As the body is the outward manifestation of our nutrition, how we live is the outward expression of the habits of the mind. The ideas that enter and remain become a part of our belief system—or worldview. This worldview manifests in every area of life including religious practice, political views, parenting, sexuality, and more. No part of our life is immune to the influence of these beliefs, and like the body, if the mind has been exposed to bad ideas, there is a sense in which the mind needs to be cleansed of these beliefs. This is part of what it means to live in a way that glorifies God.

Now this I say and testify in the Lord, that you must no longer walk as the Gentiles do, in the futility of their minds. …But that is not the way you learned Christ!—assuming that you have heard about him and were taught in him, as the truth is in Jesus, to put off your old self, which belongs to your former manner of life and is corrupt through deceitful desires, and to be renewed in the spirit of your minds, and to put on the new self, created after the likeness of God in true righteousness and holiness. (Eph 4:17-24)

Putting off the old self in practice requires putting off the old self of ideas and beliefs. We put on the new self through the renewing in the spirit of our minds, but this is not achieved by placing scripture over top our old ways of thinking and living, but by holding up our existing beliefs, views and opinions against the light of God’s written Word and purging them from our mind as necessary. This is, in essence, a reshaping of our worldview, moving from a worldly perspective to a biblical worldview.

Recognizing that you are what you think should be cause for ongoing self-examination. Take the time to answer the following questions:

1. Does the way I run my business cohere with godly principles of leadership and truthfulness?

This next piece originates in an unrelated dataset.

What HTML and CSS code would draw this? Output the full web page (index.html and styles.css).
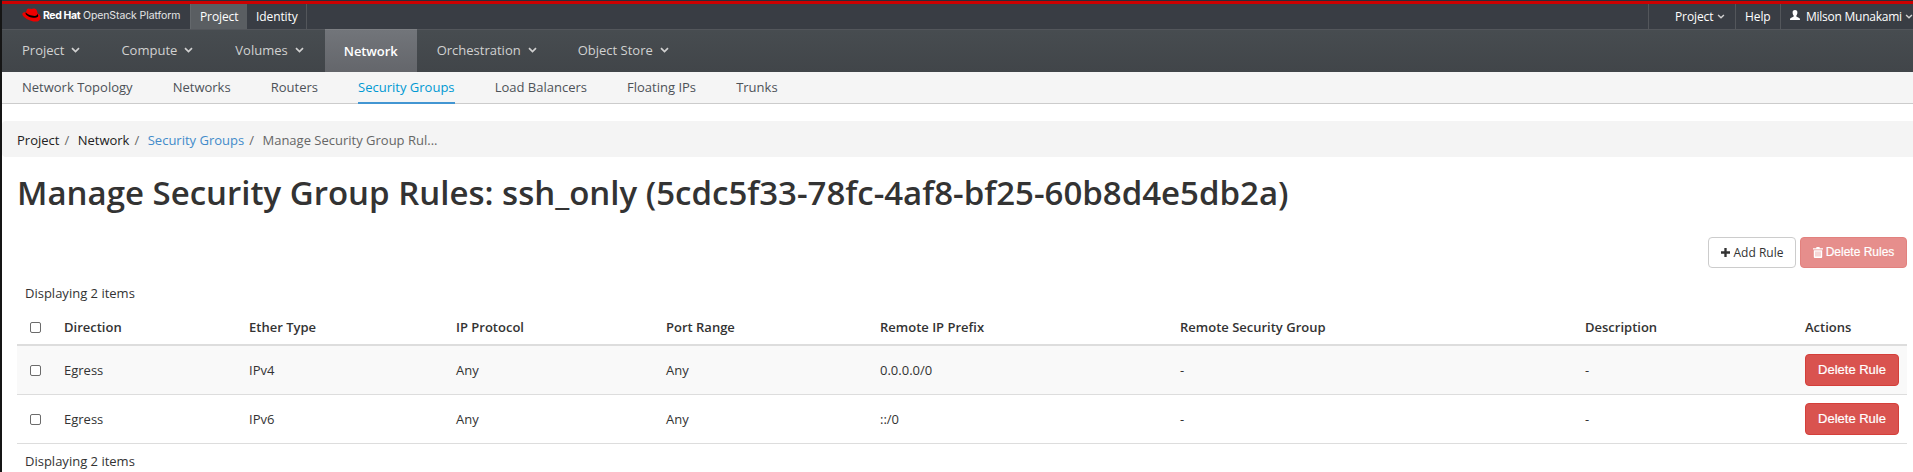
FILE: index.html
```html
<!DOCTYPE html>
<html lang="en">
<head>
<meta charset="utf-8">
<title>Manage Security Group Rules</title>
<link rel="stylesheet" href="styles.css">
</head>
<body>
<svg class="defs" width="0" height="0"><defs>
<symbol id="chev" viewBox="0 0 9 6"><path d="M1 1.100 4.500 4.500 8 1.100" fill="none" stroke="currentColor" stroke-width="1.700"/></symbol>
</defs></svg>
<header class="topbar">
  <div class="brand">
    <svg class="hat" viewBox="0 0 19 14"><path d="M5 1.200C6 0 7.300.8 8.500.8 10 1.200 10.800.1 12.400.6 14.500 1.100 15 2.500 15.700 5.600 17.600 6.400 18.900 8 18.500 10 18 12.500 16 13.700 13.500 13.600 8 13.300.300 9.200.300 5.900.300 4.600 2 4.200 3.900 4.200Z" fill="#e00"/><path d="M3.900 4.200 3.500 5.700C4.500 8 9.500 10 13 9.800 15 9.700 16.400 9 16.200 7.600L15.700 5.600C15.500 7.300 14.500 7.900 12.500 7.900 9 7.900 4.500 6 3.900 4.200Z" fill="#000"/></svg>
    <span class="brand-name"><b>Red Hat</b> OpenStack Platform</span>
  </div>
  <a class="top-tab on">Project</a>
  <a class="top-tab identity">Identity</a>
  <div class="tools">
    <a class="tool project">Project<svg class="chev sm"><use href="#chev"/></svg></a>
    <a class="tool help">Help</a>
    <a class="tool user"><svg class="person" viewBox="0 0 10 10"><path d="M5 0C6.700 0 7.500 1 7.400 2.700 7.300 4.200 6.800 5 6.300 5.600V6.600L9.200 7.900C9.800 8.200 10 8.700 10 10H0C0 8.700.200 8.200.800 7.900L3.700 6.600V5.600C3.200 5 2.700 4.200 2.600 2.700 2.500 1 3.300 0 5 0Z" fill="currentColor"/></svg>Milson Munakami<svg class="chev sm"><use href="#chev"/></svg></a>
  </div>
</header>
<nav class="mainnav">
  <a>Project<svg class="chev"><use href="#chev"/></svg></a>
  <a class="compute">Compute<svg class="chev"><use href="#chev"/></svg></a>
  <a>Volumes<svg class="chev"><use href="#chev"/></svg></a>
  <a class="current">Network</a>
  <a>Orchestration<svg class="chev"><use href="#chev"/></svg></a>
  <a>Object Store<svg class="chev"><use href="#chev"/></svg></a>
</nav>
<nav class="subnav">
  <a>Network Topology</a><a>Networks</a><a>Routers</a><a class="current">Security Groups</a><a>Load Balancers</a><a>Floating IPs</a><a>Trunks</a>
</nav>
<ol class="crumbs">
  <li>Project</li><li>Network</li><li class="link">Security Groups</li><li class="last">Manage Security Group Rul...</li>
</ol>
<main>
  <h1>Manage Security Group Rules: ssh_only (5cdc5f33-78fc-4af8-bf25-60b8d4e5db2a)</h1>
  <div class="actions">
    <button class="btn add"><svg class="plus" viewBox="0 0 10 10"><path d="M3.700 0h2.600v3.700H10v2.600H6.300V10H3.700V6.300H0V3.700h3.700z" fill="currentColor"/></svg>Add Rule</button>
    <button class="btn danger faded"><svg class="trash" viewBox="0 0 10 11"><path d="M3.200 1.200V.8Q3.200 0 4 0h2q.8 0 .8.800v.4H10v1.300H0V1.200zM.8 3.200h8.400V10q0 1-1 1H1.800q-1 0-1-1z" fill="currentColor"/><path d="M3 4.500v5M5 4.500v5M7 4.500v5" stroke="#d9534f" stroke-width=".7"/></svg>Delete Rules</button>
  </div>
  <div class="count">Displaying 2 items</div>
  <table>
    <colgroup><col class="c0"><col class="c1"><col class="c2"><col class="c3"><col class="c4"><col class="c5"><col class="c6"><col class="c7"><col class="c8"></colgroup>
    <thead><tr><th><span class="box"></span></th><th>Direction</th><th>Ether Type</th><th>IP Protocol</th><th>Port Range</th><th>Remote IP Prefix</th><th>Remote Security Group</th><th>Description</th><th>Actions</th></tr></thead>
    <tbody>
      <tr class="odd"><td><span class="box"></span></td><td>Egress</td><td>IPv4</td><td>Any</td><td>Any</td><td>0.0.0.0/0</td><td>-</td><td>-</td><td><button class="btn danger">Delete Rule</button></td></tr>
      <tr><td><span class="box"></span></td><td>Egress</td><td>IPv6</td><td>Any</td><td>Any</td><td>::/0</td><td>-</td><td>-</td><td><button class="btn danger">Delete Rule</button></td></tr>
    </tbody>
  </table>
  <div class="count bottom">Displaying 2 items</div>
</main>
</body>
</html>
```
FILE: styles.css
```css
* { box-sizing: border-box; }
html { background: #fff; }
body { margin: 0; height: 472px; overflow: hidden; border-left: 2px solid #151515; font: 13px/20px "Open Sans", sans-serif; color: #333; white-space: nowrap; }
svg { flex-shrink: 0; }
.defs { position: absolute; }
.topbar { height: 29px; border-top: 1px solid #292e34; background: linear-gradient(#c00 3px, #393d44 3px); display: flex; padding-top: 3px; color: #fff; font-size: 12px; line-height: 26px; }
.brand { width: 188px; display: flex; align-items: flex-start; padding: 4px 0 0 20px; }
.hat { width: 19px; height: 14px; margin-right: 2px; }
.brand-name { font: 10.5px/15px Inter, sans-serif; color: #e4e5e6; letter-spacing: -.1px; }
.brand-name b { color: #fff; font-weight: 700; letter-spacing: -.4px; }
.top-tab { width: 58px; border-right: 1px solid #53565b; padding-left: 9px; letter-spacing: -.1px; }
.top-tab.on { width: 57px; padding-left: 9px; background: #5a5e62; border-left: 1px solid #64686c; border-right: 0; }
.top-tab.identity { width: 60px; }
.tools { margin-left: auto; display: flex; }
.tool { border-left: 1px solid #53565b; display: flex; align-items: center; letter-spacing: -.1px; }
.tool.project { width: 87px; padding-left: 26px; }
.tool.help { width: 45px; padding-left: 9px; }
.tool.user { width: 133px; padding-left: 9px; letter-spacing: -.25px; }
.person { width: 10px; height: 10px; margin: -3px 6px 0 0; }
.chev { width: 9px; height: 6px; margin-left: 7px; color: #d1d1d1; }
.chev.sm { width: 8px; height: 5px; margin-left: 4px; margin-top: -1px; }
.tool.user .chev { margin-left: 3px; }
.mainnav { height: 43px; border-top: 1px solid #53565b; background: linear-gradient(#474c50, #414549); display: flex; color: #d1d1d1; }
.mainnav a { display: flex; align-items: center; padding: 0 21px 2px 20px; }
.mainnav .compute { padding-right: 22px; }
.mainnav .current { width: 92px; margin-top: -1px; padding: 0 0 1px; justify-content: center; background: linear-gradient(#72757a, #64666b); border-top: 1px solid #7d7f83; color: #fff; font-weight: 600; letter-spacing: -.1px; }
.subnav { height: 32px; background: #f5f5f5; border-bottom: 1px solid #ccc; display: flex; gap: 40.1px; padding-left: 20px; color: #4d5258; line-height: 31px; }
.subnav .current { height: 32px; color: #0099d3; border-bottom: 2px solid #4296d2; }
.crumbs { list-style: none; margin: 17px 0 0; padding: 0 0 0 15px; height: 36px; background: #f4f4f4; border-radius: 4px 0 0 4px; display: flex; line-height: 39px; color: #222; }
.crumbs li:not(:last-child)::after { content: "/"; color: #666; padding: 0 8.5px 0 5px; }
.crumbs .link { color: #428bca; }
.crumbs .last { color: #666; }
main { padding: 0 6px 0 15px; }
h1 { margin: 15px 0 0; font-size: 33px; line-height: 42px; font-weight: 600; }
.actions { display: flex; justify-content: flex-end; gap: 4px; margin-top: 23px; }
.btn { height: 32px; border: 1px solid #ccc; border-radius: 4px; background: #fff; color: #333; font: 12px/20px "Open Sans", sans-serif; padding: 0; display: flex; align-items: center; justify-content: center; }
.btn.add { width: 88px; height: 31px; }
.btn.danger { width: 94px; background: #d9534f; border-color: #d43f3a; color: #fff; font: 13px/20px "Liberation Sans", sans-serif; padding-bottom: 1px; -webkit-text-stroke: .2px #fff; }
.btn.faded { width: 107px; height: 31px; opacity: .65; font: 12px/20px "Liberation Sans", sans-serif; }
.plus { width: 9px; height: 9px; margin-right: 4px; }
.trash { width: 10px; height: 11px; margin-right: 3px; }
.count { margin: 15px 0 0 8px; }
.count.bottom { margin-top: 7px; }
table { width: 1890px; table-layout: fixed; border-collapse: separate; border-spacing: 0; margin-top: 6px; }
th, td { text-align: left; padding: 0 8px; }
th { height: 37px; font-weight: 600; border-bottom: 2px solid #ddd; }
td { height: 49px; border-bottom: 1px solid #ddd; }
.odd td { background: #f9f9f9; }
.box { display: block; width: 11px; height: 11px; margin: 1px 0 0 5px; border: 1px solid #6b6b6b; border-radius: 2px; background: #fff; }
.c0 { width: 39px; } .c1 { width: 185px; } .c2 { width: 207px; } .c3 { width: 210px; } .c4 { width: 214px; }
.c5 { width: 300px; } .c6 { width: 405px; } .c7 { width: 220px; } .c8 { width: 110px; }
```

2. Is my view of the sanctity of life consistent with what scripture teaches about the pre-born?

3. Do I honor God in my marriage and family with physical and emotional faithfulness?

4. Do I believe the Bible is God's written revelation to man, that it is inspired, inerrant, infallible, sufficient, and authoritative?

5. Is truth absolute or does it depend on my culture or circumstances?

6. Is Jesus the savior for all sinners, or does he only represent Christians?

7. What do I believe about the Trinity?